El hombre que vendió su piel

Crítica de Mex Faliero - Funcinema

UN CUERPO NO ES SOLO UN CUERPO

El de los refugiados es uno de los principales temas de la industria del cine europeo contemporáneo, especialmente en películas producidas por cinematografías periféricas a las de los países centrales, aunque con aportes de ellos. Tal es el caso de El hombre que vendió su piel, película tunecina que cuenta además con capitales de Catar y Chipre, pero especialmente de Francia, Alemania, Bélgica y Suecia. Dramas que se pasean por festivales internacionales (esta ganó dos premios en el Festival de Venecia) exhibiendo las miserias del capitalismo y el pesar de los desprotegidos, pero que nunca terminamos de descubrir si lo hacen por una preocupación real o por mera especulación. O para sacudir la culpa biempensante de los capitalistas ricachones del cine: porque a veces esa apuesta por desenmascarar una hipocresía se termina ejerciendo con otra hipocresía. En todo caso la película de Kaouther Ben Hania no es ingenua e intenta reflexionar sobre esto, porque fundamentalmente es el arte uno de sus temas de interés.

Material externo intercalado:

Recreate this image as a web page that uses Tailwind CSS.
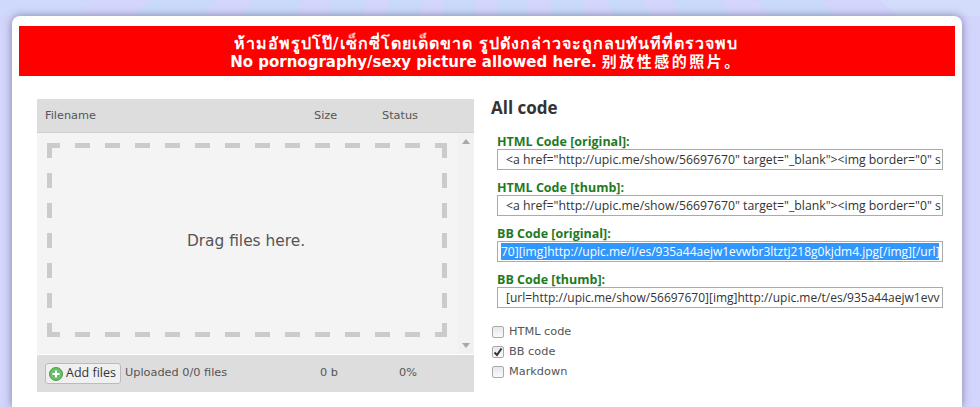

Basándose libremente en un hecho real, la directora sigue a un refugiado sirio que termina convirtiendo su espalda en una obra de arte firmada por un prestigioso artista conceptual: el tatuaje que le aplican es una de esas visas con las que los extranjeros pueden recorrer toda Europa sin que ninguna burocracia los detenga. La ironía que trabaja Ben Hania es que mientras el ciudadano está impedido de cruzar las fronteras de los países, el ciudadano convertido en obra de arte puede recorrer el mundo sin problemas. Así la directora, no sin un dejo de humor asordinado, ofrece un reflejo del mundo que tiene como principal objetivo la banalidad del arte (y del mundo que lo rodea: artistas, merchants, coleccionistas, meros curiosos que merodean museos) cuando quiere volverse reflexión política. En eso, El hombre que vendió su piel es como una película de Cohn y Duprat, pero sin lo misántropo: la directora quiere un poco a sus personajes y, en un giro final, les otorga algo de humanidad.

Hay algo interesante en la película, centrada en ese cuerpo que se convierte en otra cosa. Y no cualquier cuerpo, el cuerpo de un refugiado: la idea de pensar en ese individuo como “un refugiado” es también despersonalizarlo, volverlo un símbolo. Y Sam Alí, el protagonista, decide ser por su propia cuenta y por encima de lo simbólico para convertirse -sin querer- en otro símbolo. Ese es el verdadero dilema de la película, que a su vez padece el mismo conflicto que su personaje: una subtrama un poco deshilachada introduce un drama romántico, que carece del peso dramático de la trama principal y se resuelve banalmente. Tal vez Kaouther Ben Hania no confió del todo en el material que tenía entre manos o quiso anclar su película a un territorio más universal, con el que cualquier espectador pudiera empatizar. Lo cierto es que no todo encaja fluidamente y la película se balancea entre momentos de interés y otros que resultan demasiado convencionales.